Nessa perspectiva, nos são propostos os elementos do calendário: os dias – fotos coloridas, numeradas de I a CCCLDVI, dispostas de forma a circundar toda a galeria; as semanas – imagens fotográficas com sete camadas cada – operando a convenção de sete dias, de domingo a sábado; os 12 meses – representados por textos da personagem críptica que é El Mensajero – cujas mensagens, sempre em espanhol, ocupam o lugar da abertura das representações imagéticas capturadas ou apropriadas uma a cada dia (só vestígios de um tempo perdido a ser decifrado no futuro); e, por fim, algo mais fluido em termos temporais, mas que, por outro lado, constitui-se como uma estrada principal em linha reta entre o começo e o fim do recorte temporal – e da
concepção expográfica da mostra. Portanto, um marco muito mais geográfico ou cartográfico: uma série de quase-filmes, em grandes projeções simultâneas. Uma boa metáfora para pensarmos o tempo simbólico – sobreposições e distensões.
Acreditamos, com a força da evidência, que é o passado que volta a habitar e a assombrar o presente. Seria preciso considerar que a proposição inversa também é verdadeira, se não maior, e que talvez sejamos nós quem assombramos, sem nunca lhes dar descanso, aqueles que nos precederam. Nós somos os verdadeiros fantasmas de nossos fantasmas.
Mohamed Mbougar Sarr
André Severo é um multiartista, pensador, escritor, curador e gestor cultural. Parceiro de muitos projetos. Como este, iniciado há alguns anos.

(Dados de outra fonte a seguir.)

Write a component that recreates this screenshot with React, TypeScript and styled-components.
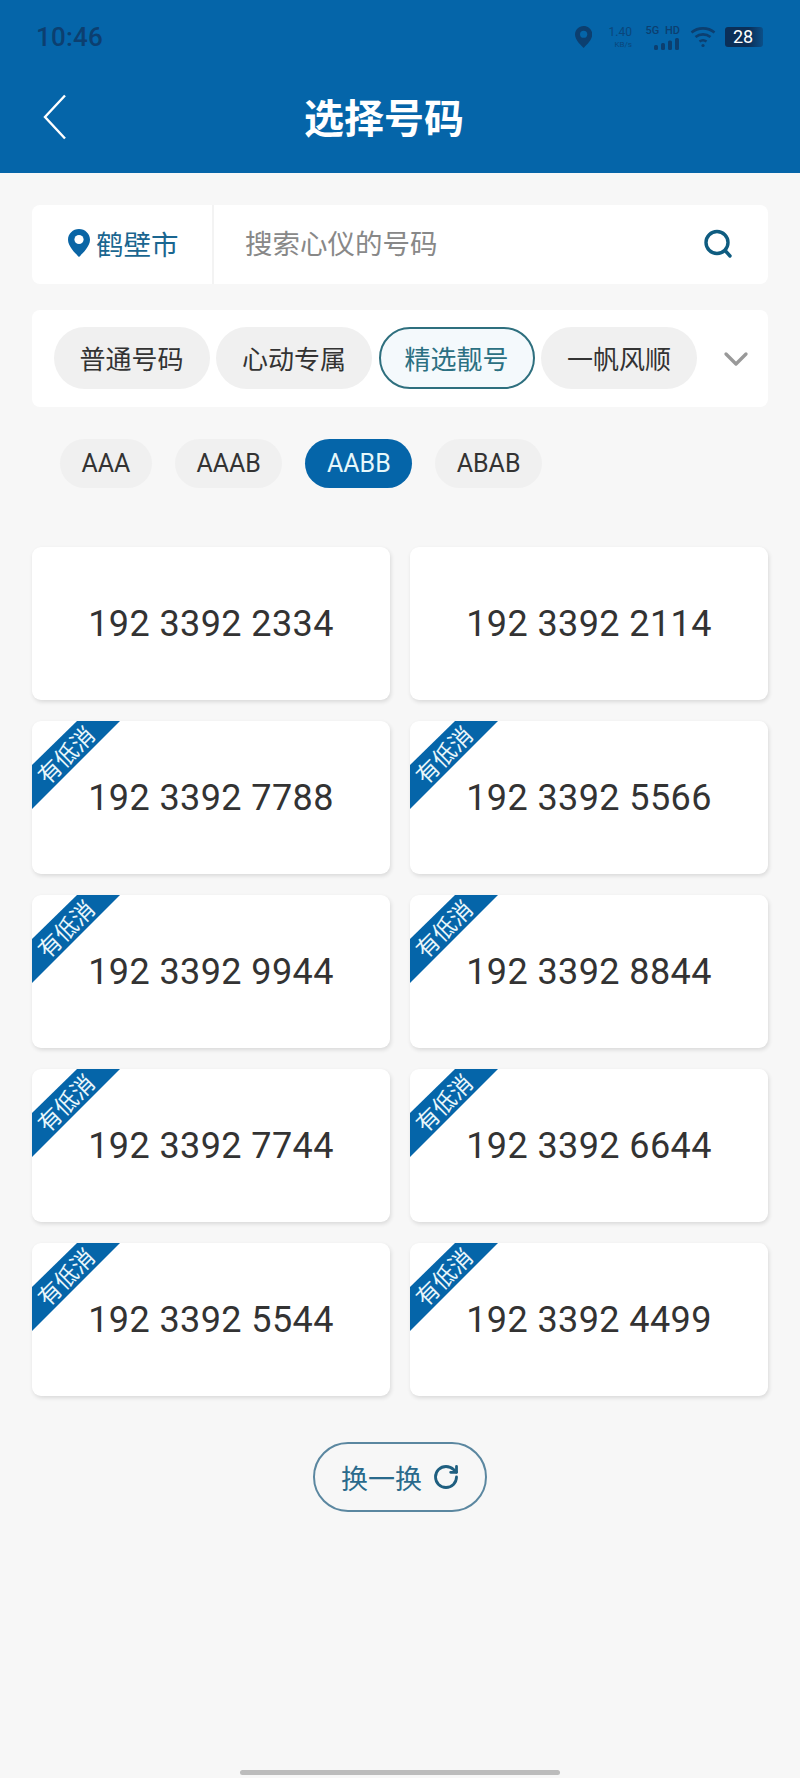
import React from "react";
import styled, { createGlobalStyle } from "styled-components";
import { ChevronDown, RotateCw } from "lucide-react";

const Global = createGlobalStyle`
  html, body { margin: 0; padding: 0; background: #f7f7f7; }
  * { box-sizing: border-box; }
  body { font-family: "Noto Sans CJK SC", Roboto, sans-serif; }
`;

const Page = styled.div`
  width: 800px;
  height: 1778px;
  display: flex;
  flex-direction: column;
  background: #f7f7f7;
  overflow: hidden;
`;

const Header = styled.header`
  height: 173px;
  background: #0565a9;
  padding-bottom: 11px;
`;

const StatusBar = styled.div`
  height: 74px;
  display: flex;
  align-items: center;
  justify-content: space-between;
  padding: 0 37px 0 36px;
  color: #0c3f70;
`;

const Time = styled.span`
  font-family: Roboto, sans-serif;
  font-size: 26px;
  font-weight: 500;
  letter-spacing: 0.2px;
`;

const StatusIcons = styled.div`
  display: flex;
  align-items: center;
`;

const Speed = styled.div`
  display: flex;
  flex-direction: column;
  align-items: flex-end;
  font-family: Roboto, sans-serif;
  margin-left: 14px;
  width: 26px;
  line-height: 1;
  font-size: 12px;
  opacity: 0.8;
  small { font-size: 8px; margin-top: 3px; }
`;

const Network = styled.div`
  display: flex;
  flex-direction: column;
  align-items: flex-end;
  margin-left: 11px;
  width: 37px;
  font-family: Roboto, sans-serif;
  font-size: 11px;
  font-weight: 500;
  line-height: 1;
  gap: 2px;
  word-spacing: 3px;
  white-space: nowrap;
`;

const Battery = styled.div`
  width: 38px;
  height: 20px;
  margin-left: 9px;
  border-radius: 3px;
  background: linear-gradient(90deg, #0b2f58 0 62%, #0b4f88 100%);
  color: #fff;
  font-family: Roboto, sans-serif;
  font-size: 18px;
  line-height: 20px;
  text-align: center;
  padding-right: 2px;
`;

const Nav = styled.div`
  height: 88px;
  position: relative;
  display: flex;
  align-items: center;
  padding-left: 42px;
`;

const Title = styled.h1`
  position: absolute;
  left: 304px;
  margin: 0 0 4px;
  color: #fff;
  font-size: 40px;
  font-weight: 700;
  line-height: 1;
`;

const Main = styled.main`
  flex: 1;
  display: flex;
  flex-direction: column;
  padding: 32px 32px 0;
`;

const SearchCard = styled.div`
  height: 79px;
  display: flex;
  align-items: center;
  background: #fff;
  border-radius: 8px;
`;

const City = styled.div`
  width: 182px;
  height: 100%;
  display: flex;
  align-items: center;
  padding: 0 0 3px 36px;
  gap: 6px;
  border-right: 2px solid #f3f3f3;
  color: #1a6690;
  font-size: 27.5px;
`;

const Placeholder = styled.div`
  flex: 1;
  padding: 0 0 5px 31px;
  font-size: 27.5px;
  color: #888;
`;

const SearchButton = styled.div`
  display: flex;
  margin: 0 35px 2px 0;
`;

const TabsCard = styled.div`
  height: 97px;
  margin-top: 26px;
  display: flex;
  align-items: center;
  gap: 6.5px;
  padding-left: 21.5px;
  background: #fff;
  border-radius: 8px;
`;

const Tab = styled.div<{ $active?: boolean }>`
  width: 156px;
  height: 62px;
  margin-bottom: 1px;
  display: flex;
  align-items: center;
  justify-content: center;
  padding-bottom: 2px;
  border-radius: 31px;
  font-size: 26px;
  background: ${(p) => (p.$active ? "#f4f9fc" : "#f0f0f0")};
  color: ${(p) => (p.$active ? "#2b7082" : "#333")};
  border: ${(p) => (p.$active ? "2px solid #2e6f7e" : "none")};
`;

const More = styled.div`
  display: flex;
  margin-left: 12px;
  color: #999;
`;

const SubTabs = styled.div`
  display: flex;
  gap: 23px;
  margin-top: 32px;
  padding-left: 28px;
`;

const SubTab = styled.div<{ $active?: boolean }>`
  height: 49px;
  min-width: 90px;
  padding: 0 21.5px;
  display: flex;
  align-items: center;
  justify-content: center;
  border-radius: 25px;
  font-family: Roboto, sans-serif;
  font-size: 25px;
  background: ${(p) => (p.$active ? "#0565a9" : "#f0f0f0")};
  color: ${(p) => (p.$active ? "#e6f8fb" : "#333")};
`;

const Grid = styled.div`
  display: grid;
  grid-template-columns: 358px 358px;
  grid-auto-rows: 153px;
  justify-content: space-between;
  row-gap: 21px;
  margin-top: 59px;
`;

const Card = styled.div`
  position: relative;
  display: flex;
  align-items: center;
  justify-content: center;
  background: #fff;
  border-radius: 9px;
  box-shadow: 1px 2px 4px rgba(0, 0, 0, 0.12);
  font-family: Roboto, sans-serif;
  font-size: 36px;
  letter-spacing: 0.4px;
  color: #333;
`;

const Ribbon = styled.div`
  position: absolute;
  left: 0;
  top: 0;
  width: 88px;
  height: 88px;
  background: #0565a9;
  clip-path: polygon(45px 0, 88px 0, 0 88px, 0 44px);
  display: flex;
  align-items: center;
  justify-content: center;
`;

const RibbonText = styled.span`
  font-family: "Noto Sans CJK SC", sans-serif;
  font-size: 23px;
  letter-spacing: 0;
  line-height: 1;
  color: #e8f6fb;
  transform: translate(-11px, -11px) rotate(-45deg);
  white-space: nowrap;
`;

const RefreshRow = styled.div`
  display: flex;
  justify-content: center;
  margin-top: 46px;
`;

const RefreshButton = styled.div`
  width: 174px;
  height: 70px;
  border: 2px solid #5b87a0;
  border-radius: 35px;
  display: flex;
  align-items: center;
  justify-content: center;
  gap: 10px;
  padding-left: 1px;
  font-size: 27px;
  color: #2a6a8c;
`;

const HomeBar = styled.div`
  width: 320px;
  height: 5px;
  margin: auto auto 3px;
  background: #bcbcbc;
  border-radius: 3px;
`;

const numbers = [
  ["192 3392 2334", false],
  ["192 3392 2114", false],
  ["192 3392 7788", true],
  ["192 3392 5566", true],
  ["192 3392 9944", true],
  ["192 3392 8844", true],
  ["192 3392 7744", true],
  ["192 3392 6644", true],
  ["192 3392 5544", true],
  ["192 3392 4499", true],
] as const;

const Pin = ({ size, fill, hole }: { size: number; fill: string; hole: string }) => (
  <svg width={(size * 22) / 28} height={size} viewBox="0 0 22 28">
    <path d="M11 0C4.9 0 0 4.8 0 10.8 0 18 8.6 25.5 11 28c2.4-2.5 11-10 11-17.2C22 4.8 17.1 0 11 0z" fill={fill} />
    <circle cx="11" cy="10.5" r="4.6" fill={hole} />
  </svg>
);

export default function App() {
  return (
    <Page>
      <Global />
      <Header>
        <StatusBar>
          <Time>10:46</Time>
          <StatusIcons>
            <Pin size={22} fill="#0c3f70" hole="#0565a9" />
            <Speed>
              <span>1.40</span>
              <small>KB/s</small>
            </Speed>
            <Network>
              <span>5G HD</span>
              <svg width="26" height="12" viewBox="0 0 26 12" fill="#0c3f70">
                <rect x="0" y="7" width="4" height="5" rx="1.5" />
                <rect x="7" y="5" width="4" height="7" rx="1.5" />
                <rect x="14" y="2.5" width="4" height="9.5" rx="1.5" />
                <rect x="21" y="0" width="4" height="12" rx="1.5" />
              </svg>
            </Network>
            <svg width="26" height="22" viewBox="0 0 26 22" fill="none" stroke="#0c3f70" strokeWidth="2.6" style={{ marginLeft: 10 }}>
              <path d="M1.5 6.5C8 1 18 1 24.5 6.5" />
              <path d="M5.5 11C10 7.5 16 7.5 20.5 11" />
              <path d="M9.5 15.5c2.2-1.6 4.8-1.6 7 0" />
              <circle cx="13" cy="19.5" r="1.6" fill="#0c3f70" stroke="none" />
            </svg>
            <Battery>28</Battery>
          </StatusIcons>
        </StatusBar>
        <Nav>
          <svg width="26" height="46" viewBox="0 0 26 46" fill="none" stroke="#fff" strokeWidth="2.4" style={{ marginBottom: 2 }}>
            <path d="M23 1.5 3 23l20 21.5" />
          </svg>
          <Title>选择号码</Title>
        </Nav>
      </Header>
      <Main>
        <SearchCard>
          <City>
            <Pin size={28} fill="#0a65a5" hole="#fff" />
            鹤壁市
          </City>
          <Placeholder>搜索心仪的号码</Placeholder>
          <SearchButton>
            <svg width="30" height="30" viewBox="0 0 30 30" fill="none" stroke="#0f5c80" strokeWidth="3.4" strokeLinecap="round">
              <circle cx="14" cy="13.5" r="11" />
              <path d="M22.5 22l4.5 5" />
            </svg>
          </SearchButton>
        </SearchCard>
        <TabsCard>
          <Tab>普通号码</Tab>
          <Tab>心动专属</Tab>
          <Tab $active>精选靓号</Tab>
          <Tab>一帆风顺</Tab>
          <More>
            <ChevronDown size={40} strokeWidth={2} />
          </More>
        </TabsCard>
        <SubTabs>
          <SubTab>AAA</SubTab>
          <SubTab>AAAB</SubTab>
          <SubTab $active>AABB</SubTab>
          <SubTab>ABAB</SubTab>
        </SubTabs>
        <Grid>
          {numbers.map(([n, low]) => (
            <Card key={n}>
              {low && (
                <Ribbon>
                  <RibbonText>有低消</RibbonText>
                </Ribbon>
              )}
              {n}
            </Card>
          ))}
        </Grid>
        <RefreshRow>
          <RefreshButton>
            换一换
            <RotateCw size={28} strokeWidth={2.4} color="#1f5f80" />
          </RefreshButton>
        </RefreshRow>
      </Main>
      <HomeBar />
    </Page>
  );
}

André tem um método de trabalho, criado dentro do ateliê, que transborda para todas as áreas em que atua. Possui uma acuidade ao desvendar o mundo que me parece bem rara, fazendo com que sua produção artística se constitua de muitas apropriações, incorporadas à sua sentença visual. Porém, há que se observar que a operação semântica e sintagmática é pura surpresa; pessoal, mas inscrita em um forte compromisso com o coletivo. Utilizo aqui conceitos que vêm da linguística e da literatura, para falar da visualidade. Isto porque a construção apoiada em narrativas entrecruzadas é a estrutura de suas obras/projetos. Tudo configurado por um olhar que pousa sobre o mundo e o edita, deslocando-o do cotidiano. Tudo é incomum, entretanto, próximo.
André faz inventários. Dos mais diferentes temas. Sempre tangenciando a história da arte, a filosofia, o mundo ao redor, imediato e já pretérito. Como o anjo de Benjamin d’après Klee, ele se oferece à vaga da história, entre passado e futuro, tudo aqui e agora… tudo anacrônico.
André se propõe ações que exigem muito do seu corpo: construções complexas, longuíssimas caminhadas, transporte de coisas diversas, uso de enxada, imobilidade. Proposições mínimo-máximas que podem parecer crípticas, mas que despertam questões e reflexões (às vezes até livros), no mais genuíno tributo a Allan Kaprow, Joseph Beuys, Helio Oiticica, Gordon Matta-Clark, Lygia Clark, Guy Debord… Tantos artistas que retiraram o objeto do centro da produção artística e colocaram o que os antecede, a ideia e a ação efêmera como ato definidor da obra.
Com um pensamento lógico e pragmático, André paradoxalmente convive com ‘seus fantasmas’. A questão do atravessamento temporal, inerente à sua obra, que recupera o passado por seus vestígios e o faz transitar pelos tantos presentes, produz uma convivência dentro do espaço de trabalho. Parcerias inimagináveis. Courbet, Muybridge, Le Gray, Mallarmé, Rimbaud, Paz… entre outros. Alguns, companheiros de muito tempo, com quem divide a autoria.
O labirinto talvez seja o lugar onde tudo acontece.
Refiro-me a Nona Tese de Filosofia da História, de Walter Benjamin, presidida pelo Angelus Novus, de Paul Klee, que pertencia ao pensador.